Vous faites appel à beaucoup de chœurs et d’autres voix dans vos chansons…
Je le fais depuis le début pour rendre le résultat moins ennuyeux. Sinon, on entendrait que moi entrain de parler pendant quarante-cinq minutes. Mélodiquement, je tiens la route, mais je n’aime pas le timbre de ma voix.
Le début et à la fin de l’album ressemblent à un rêve…
Je n’ai pas fait de rapprochements intentionnels entre les deux, alors que ça m’est arrivé sur d’autres disques. Outside Inside n’avait pas été composée pour être spécifiquement en ouverture. C’est après que je me suis dit que ça collait là. Lock the locks, je savais sans doute en l’écrivant que ce serait la dernière chanson de l’album. Mais ce n’est pas la dernière que j’ai écrite. La vraie dernière, c’est celle qui conclut la mixtape. Là, c’était un peu triste.
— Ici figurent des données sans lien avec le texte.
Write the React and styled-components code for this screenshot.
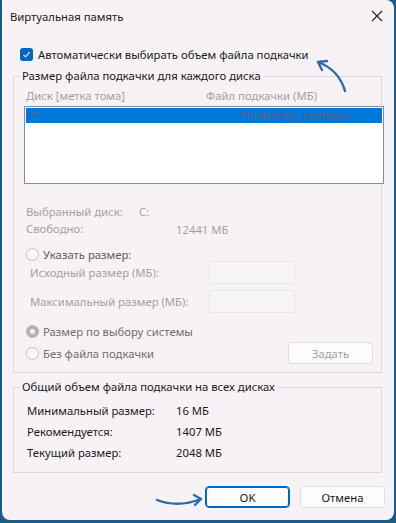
import React from "react";
import styled, { createGlobalStyle } from "styled-components";

const GlobalStyle = createGlobalStyle`
  html, body {
    margin: 0;
    padding: 0;
    background: #1d5a8c;
  }
  body {
    font-family: "Segoe UI", "Noto Sans", sans-serif;
    font-size: 11.3px;
  }
`;

const Window = styled.div`
  position: relative;
  box-sizing: border-box;
  width: 392px;
  height: 520px;
  margin: 0 2px 3px 2px;
  background: #f7f2f5;
  border-radius: 0 8px 8px 8px;
  display: flex;
  flex-direction: column;
  color: #1a1a1a;
`;

const TitleBar = styled.div`
  height: 32px;
  display: flex;
  align-items: center;
  justify-content: space-between;
  padding: 0 8px 0 8px;
`;

const Title = styled.span`
  color: #1a1a1a;
`;

const Close = styled.span`
  width: 14px;
  height: 14px;
  margin-right: 2px;
  display: flex;
`;

const Content = styled.div`
  padding: 0 12px 0 11px;
  display: flex;
  flex-direction: column;
`;

const CheckRow = styled.label`
  display: flex;
  align-items: center;
  height: 13px;
  margin: 16px 0 0 7px;
  gap: 5px;
  color: #1a1a1a;
`;

const CheckBox = styled.span`
  width: 13px;
  height: 13px;
  border-radius: 3px;
  background: #0067c0;
  display: flex;
  align-items: center;
  justify-content: center;
`;

const Group = styled.fieldset`
  margin: ${(p) => p.$top}px 0 0 0;
  padding: ${(p) => p.$pad};
  border: 1px solid #dcd9dc;
  border-radius: 0;
  min-width: 0;
  display: flex;
  flex-direction: column;
`;

const Legend = styled.legend`
  padding: 0 2px;
  margin-left: ${(p) => p.$shift}px;
  line-height: 16px;
  color: #1a1a1a;
`;

const Headers = styled.div`
  display: grid;
  grid-template-columns: 180px 1fr;
  height: 16px;
  line-height: 16px;
  padding-left: 2px;
  margin-top: 4px;
  color: #a3a1a4;
`;

const ListBox = styled.div`
  box-sizing: border-box;
  height: 78px;
  margin: 2px -3px 0 0;
  border: 1px solid #8c8a96;
  background: #ffffff;
  padding: 1px;
`;

const ListRow = styled.div`
  height: 15px;
  line-height: 15px;
  display: grid;
  grid-template-columns: 212px 1fr;
  padding-left: 3px;
  background: ${(p) => (p.$selected ? "#0078d7" : "transparent")};
  color: ${(p) => (p.$selected ? "#55628a" : "#1a1a1a")};
`;

const InfoRow = styled.div`
  display: grid;
  grid-template-columns: ${(p) => p.$label}px 1fr;
  height: ${(p) => p.$h || 16}px;
  line-height: ${(p) => p.$h || 16}px;
  margin-top: ${(p) => p.$top || 0}px;
  padding-left: ${(p) => p.$indent || 2}px;
  color: ${(p) => (p.$dark ? "#1a1a1a" : "#a3a1a4")};
`;

const Value = styled.span`
  position: relative;
  top: ${(p) => p.$shift || 0}px;
`;

const RadioRow = styled.div`
  display: flex;
  align-items: center;
  justify-content: space-between;
  height: ${(p) => p.$h || 16}px;
  margin-top: ${(p) => p.$top || 0}px;
  padding-left: 2px;
`;

const RadioLabel = styled.span`
  display: flex;
  align-items: center;
  gap: 4px;
  color: ${(p) => p.$color};
`;

const Radio = styled.span`
  box-sizing: border-box;
  width: 13px;
  height: 13px;
  border-radius: 50%;
  border: 1px solid ${(p) => (p.$checked ? "#b4b2b5" : "#c6c4c7")};
  background: ${(p) => (p.$checked ? "#b4b2b5" : "#fbf9fb")};
  display: flex;
  align-items: center;
  justify-content: center;
  &::after {
    content: "";
    width: 5px;
    height: 5px;
    border-radius: 50%;
    background: ${(p) => (p.$checked ? "#f4f2f4" : "transparent")};
  }
`;

const FieldRow = styled.div`
  display: grid;
  grid-template-columns: 179px 86px;
  align-items: center;
  height: 23px;
  margin-top: ${(p) => p.$top}px;
  padding-left: 6px;
  color: #a3a1a4;
`;

const Field = styled.span`
  box-sizing: border-box;
  height: 23px;
  border: 1px solid #e8e5e8;
  background: #f8f5f8;
  border-radius: 2px;
`;

const Button = styled.button`
  box-sizing: border-box;
  width: ${(p) => p.$w || 85}px;
  height: 22px;
  border-radius: 4px;
  border: 1px solid ${(p) => (p.$primary ? "#0067c0" : "#e0dde0")};
  box-shadow: ${(p) => (p.$primary ? "inset 0 0 0 1px #0067c0" : "none")};
  background: #fdfcfd;
  font-family: inherit;
  font-size: 11.3px;
  color: ${(p) => (p.$disabled ? "#a3a1a4" : "#1a1a1a")};
  padding: 0;
`;

const Footer = styled.div`
  display: flex;
  justify-content: flex-end;
  gap: 10px;
  margin: 13px -3px 0 0;
`;

const Annotation = styled.svg`
  position: absolute;
  left: 0;
  top: 0;
  pointer-events: none;
`;

export default function App() {
  return (
    <>
      <GlobalStyle />
      <Window>
        <TitleBar>
          <Title>Виртуальная память</Title>
          <Close>
            <svg width="14" height="14" viewBox="0 0 14 14">
              <path d="M2 2 L12 12 M12 2 L2 12" stroke="#222" strokeWidth="1.1" />
            </svg>
          </Close>
        </TitleBar>
        <Content>
          <CheckRow>
            <CheckBox>
              <svg width="9" height="9" viewBox="0 0 9 9">
                <path d="M1.5 4.8 L3.6 6.8 L7.6 2.2" stroke="#fff" strokeWidth="1.1" fill="none" />
              </svg>
            </CheckBox>
            Автоматически выбирать объем файла подкачки
          </CheckRow>

          <Group $top={7} $pad="0 0 8px 10px">
            <Legend $shift={-4}>Размер файла подкачки для каждого диска</Legend>
            <Headers>
              <span>Диск [метка тома]</span>
              <span>Файл подкачки (МБ)</span>
            </Headers>
            <ListBox>
              <ListRow $selected>
                <span>C:</span>
                <span>По выбору системы</span>
              </ListRow>
            </ListBox>
            <InfoRow $label={113} $top={20}>
              <span>Выбранный диск:</span>
              <span>C:</span>
            </InfoRow>
            <InfoRow $label={150} $top={1}>
              <span>Свободно:</span>
              <Value $shift={1}>12441 МБ</Value>
            </InfoRow>
            <RadioRow $top={9}>
              <RadioLabel $color="#5f5d60">
                <Radio />
                Указать размер:
              </RadioLabel>
            </RadioRow>
            <FieldRow $top={-1}>
              <span>Исходный размер (МБ):</span>
              <Field />
            </FieldRow>
            <FieldRow $top={6}>
              <span>Максимальный размер (МБ):</span>
              <Field />
            </FieldRow>
            <RadioRow $top={10}>
              <RadioLabel $color="#6f6d70">
                <Radio $checked />
                Размер по выбору системы
              </RadioLabel>
            </RadioRow>
            <RadioRow $top={3} $h={22}>
              <RadioLabel $color="#6f6d70">
                <Radio />
                Без файла подкачки
              </RadioLabel>
              <Button $w={85} $disabled style={{ marginRight: 8 }}>
                Задать
              </Button>
            </RadioRow>
          </Group>

          <Group $top={6} $pad="0 0 9px 11px">
            <Legend $shift={-5}>Общий объем файла подкачки на всех дисках</Legend>
            <InfoRow $dark $label={149} $h={21} $top={5}>
              <span>Минимальный размер:</span>
              <span>16 МБ</span>
            </InfoRow>
            <InfoRow $dark $label={149} $h={21}>
              <span>Рекомендуется:</span>
              <span>1407 МБ</span>
            </InfoRow>
            <InfoRow $dark $label={149} $h={21}>
              <span>Текущий размер:</span>
              <span>2048 МБ</span>
            </InfoRow>
          </Group>

          <Footer>
            <Button $primary>OK</Button>
            <Button>Отмена</Button>
          </Footer>
        </Content>

        <Annotation width="392" height="520" viewBox="0 0 392 520">
          <g stroke="#2b6cb0" strokeWidth="2.4" fill="none" strokeLinecap="round" strokeLinejoin="round">
            <path d="M343 91 Q337 70 316 62" />
            <path d="M316 62 L325 61 M316 62 L320 70" />
            <path d="M155 500 Q176 508 199 499" />
            <path d="M199 499 L192 495 M199 499 L193 505" />
          </g>
        </Annotation>
      </Window>
    </>
  );
}
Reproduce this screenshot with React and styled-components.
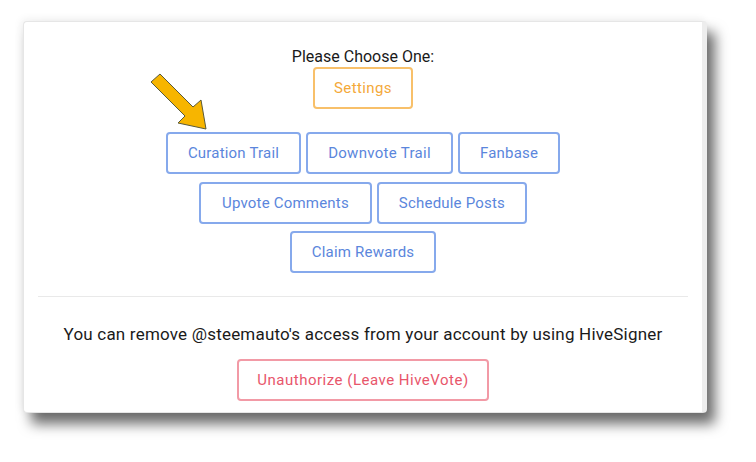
import styled, { createGlobalStyle } from "styled-components";

const GlobalStyle = createGlobalStyle`
  html, body {
    margin: 0;
    padding: 0;
    background: #fff;
  }
  body {
    font-family: Roboto, "Liberation Sans", sans-serif;
  }
`;

const Page = styled.div`
  width: 756px;
  height: 462px;
  padding: 21px 0 0 23px;
  box-sizing: border-box;
  position: relative;
  overflow: hidden;
`;

const Card = styled.div`
  width: 684px;
  height: 392px;
  box-sizing: border-box;
  background: #fff;
  border: 1px solid #e6e6e6;
  border-right: 5px solid #ededed;
  border-radius: 4px;
  padding: 25px 16px 0;
  display: flex;
  flex-direction: column;
  align-items: center;
  box-shadow: 8px 11px 13px rgba(0, 0, 0, 0.58), -2px -2px 8px rgba(0, 0, 0, 0.06);
`;

const Heading = styled.div`
  font-size: 16px;
  line-height: 20px;
  color: #1a1a1a;
`;

const Row = styled.div`
  display: flex;
  justify-content: center;
  gap: 5px;
  margin-top: ${(p) => p.mt || 0}px;
`;

const colors = {
  blue: { border: "#86a9ec", text: "#5b86dc" },
  orange: { border: "#f8c06a", text: "#f4a93a" },
  red: { border: "#f29aa6", text: "#e8566b" },
};

const Btn = styled.button`
  height: 42px;
  padding: 0 ${(p) => p.px || 20}px;
  background: #fff;
  border: 2px solid ${(p) => colors[p.tone || "blue"].border};
  color: ${(p) => colors[p.tone || "blue"].text};
  border-radius: 4px;
  font-family: Roboto, "Liberation Sans", sans-serif;
  font-size: 15px;
  letter-spacing: ${(p) => p.ls ?? 0.2}px;
  cursor: pointer;
`;

const Divider = styled.hr`
  width: 650px;
  border: none;
  border-top: 1px solid #e9e9e9;
  margin: 23px 0 0;
`;

const Note = styled.p`
  margin: 26px 0 0;
  font-size: 17px;
  line-height: 22px;
  color: #1a1a1a;
  letter-spacing: 0.2px;
`;

const Arrow = styled.svg`
  position: absolute;
  left: 148px;
  top: 70px;
`;

export default function App() {
  return (
    <>
      <GlobalStyle />
      <Page>
        <Card>
          <Heading>Please Choose One:</Heading>
          <Btn tone="orange" px={19} ls={0.4}>Settings</Btn>
          <Row mt={23}>
            <Btn>Curation Trail</Btn>
            <Btn ls={0.3}>Downvote Trail</Btn>
            <Btn>Fanbase</Btn>
          </Row>
          <Row mt={8}>
            <Btn px={21}>Upvote Comments</Btn>
            <Btn>Schedule Posts</Btn>
          </Row>
          <Row mt={7}>
            <Btn>Claim Rewards</Btn>
          </Row>
          <Divider />
          <Note>You can remove @steemauto's access from your account by using HiveSigner</Note>
          <Row mt={14}>
            <Btn tone="red" px={18} ls={0.5}>Unauthorize (Leave HiveVote)</Btn>
          </Row>
        </Card>
        <Arrow width="66" height="64" viewBox="0 0 66 64">
          <path
            d="M3 12 L12 4 L45 37 L53 30 L58 59 L30 53 L37 46 Z"
            fill="#f7b500"
            stroke="#5a5a3a"
            strokeWidth="1"
            strokeLinejoin="miter"
          />
        </Arrow>
      </Page>
    </>
  );
}
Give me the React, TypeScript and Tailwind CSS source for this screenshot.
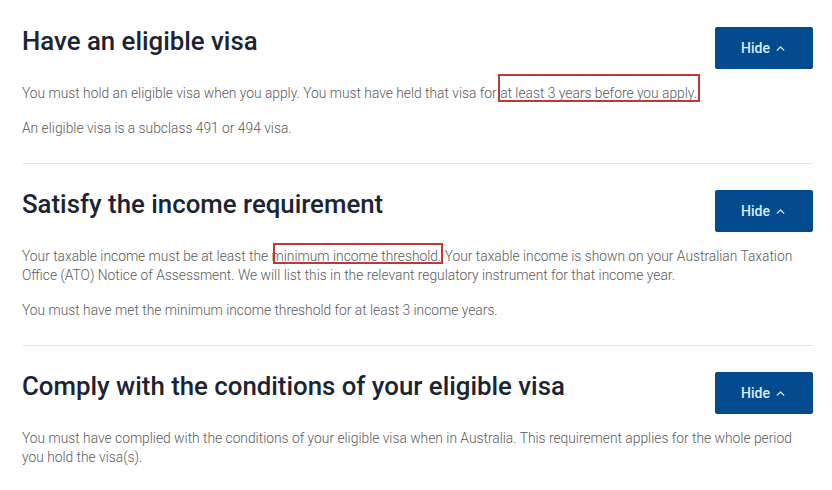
import { ChevronUp } from 'lucide-react';

const HideButton = () => (
    <button className="flex h-[42px] w-[98px] shrink-0 items-center justify-center gap-1 rounded-[2px] bg-[#044a8f] text-[14px] font-medium text-[#d8ecff]">
        Hide
        <ChevronUp size={13} strokeWidth={2.5} />
    </button>
);

// red annotation box drawn over the text
const Marked = ({ children, box }: { children: React.ReactNode; box: string }) => (
    <span className="relative">
        {children}
        <span className={`pointer-events-none absolute border-2 border-[#c0373a] ${box}`}></span>
    </span>
);

const Section = ({ title, children, last }: { title: string; children: React.ReactNode; last?: boolean }) => (
    <section className={`pt-[26px] pb-[25px] ${last ? '' : 'border-b border-[#e6e6e6]'}`}>
        <div className="flex items-start justify-between">
            <h2 className="text-[25.8px] font-medium leading-[29px] text-[#1b2433]">{title}</h2>
            <HideButton />
        </div>
        <div className="mt-[15px] space-y-[16px] text-[13.8px] font-light leading-[19px] text-[#5a5a5a]">
            {children}
        </div>
    </section>
);

export default function App() {
    return (
        <div className="min-h-screen bg-white font-['Roboto',sans-serif]">
            <div className="ml-[22px] w-[791px] pt-[1px]">
                <Section title="Have an eligible visa">
                    <p>
                        You must hold an eligible visa when you apply. You must have held that visa for{' '}
                        <Marked box="-left-[2px] -right-[3px] -top-[11px] -bottom-[1px]">at least 3 years before you apply.</Marked>
                    </p>
                    <p>An eligible visa is a subclass 491 or 494 visa.</p>
                </Section>

                <Section title="Satisfy the income requirement">
                    <p>
                        Your taxable income must be at least the{' '}
                        <Marked box="left-[1px] -right-[2px] -top-[5px] -bottom-[0px]">minimum income threshold.</Marked>{' '}
                        Your taxable income is shown on your Australian Taxation Office (ATO) Notice of Assessment. We will list this in the relevant regulatory instrument for that income year.
                    </p>
                    <p>You must have met the minimum income threshold for at least 3 income years.</p>
                </Section>

                <Section title="Comply with the conditions of your eligible visa" last>
                    <p>
                        You must have complied with the conditions of your eligible visa when in Australia. This requirement applies for the whole period you hold the visa(s).
                    </p>
                </Section>
            </div>
        </div>
    );
}
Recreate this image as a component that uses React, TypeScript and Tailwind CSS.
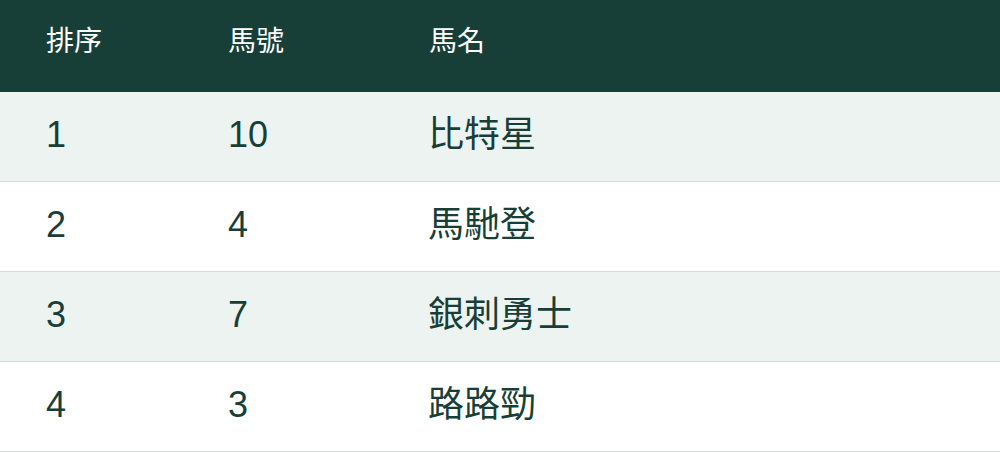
import React from 'react';

const rows = [
  { rank: '1', no: '10', name: '比特星' },
  { rank: '2', no: '4', name: '馬馳登' },
  { rank: '3', no: '7', name: '銀刺勇士' },
  { rank: '4', no: '3', name: '路路勁' },
];

const font = { fontFamily: '"Liberation Sans", "Noto Sans CJK TC", sans-serif' };

export default function App() {
  return (
    <div className="w-[1000px] h-[452px] bg-white" style={font}>
      {/* Header */}
      <div className="flex h-[92px] items-center pb-[8px] bg-[#173f37] text-white text-[28px] leading-none">
        <div className="w-[182px] pl-[46px]">排序</div>
        <div className="w-[202px] pl-[46px]">馬號</div>
        <div className="flex-1 pl-[45px]">馬名</div>
      </div>

      {/* Rows */}
      {rows.map((r, i) => (
        <div
          key={r.rank}
          className={
            'flex h-[90px] items-center pb-[4px] border-b border-[#d3ddda] text-[#173f37] text-[36px] leading-none ' +
            (i % 2 === 0 ? 'bg-[#edf3f1]' : 'bg-white')
          }
        >
          <div className="w-[182px] pl-[46px]">{r.rank}</div>
          <div className="w-[202px] pl-[46px]">{r.no}</div>
          <div className="flex-1 pl-[44px]">{r.name}</div>
        </div>
      ))}
    </div>
  );
}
Depuis peu, vous êtres père. Est-ce que ça a changé les choses ?
Un petit peu. J’ai plus de recul sur certaines choses qu’auparavant. Le plus important, c’est que son enfant vive. Mais je savais bien avant que j’arrêterai The Streets après cinq albums.
Qu’allez-vous faire maintenant ?
Là, on a la dernière tournée. Pour au moins un an et demi. Puis j’ai ce projet de films. Ca m’amènera vers 35 ans. Après, je me vois bien devenir un simple producteur. J’ai pas mal de demandes.
Comment se passera la tournée ?
Elle a débuté samedi dernier. On avait pas mal de pressions. Tout s’est bien passé. On voit la fin. On sait ce qu’il reste à faire. C’est assez agréable.
Vous vous imaginez écrire ?
J’aime écrire sur le blog, mais je n’ai pas la patience pour un roman. Par contre, je coécrit une autobiographie à l’aide d’un journaliste.
Que pensez-vous de l’émergence de la scène rap britannique ?
J’y ai certainement contribué à mes débuts, mais aujourd’hui, je n’ai pas le sentiment d’en faire partie. A part Dizzee Rascal, qui a à peu près mon âge, ils sont plus jeunes maintenant. C’est comme ça que les choses doivent se passer. Une nouvelle génération prend le relais.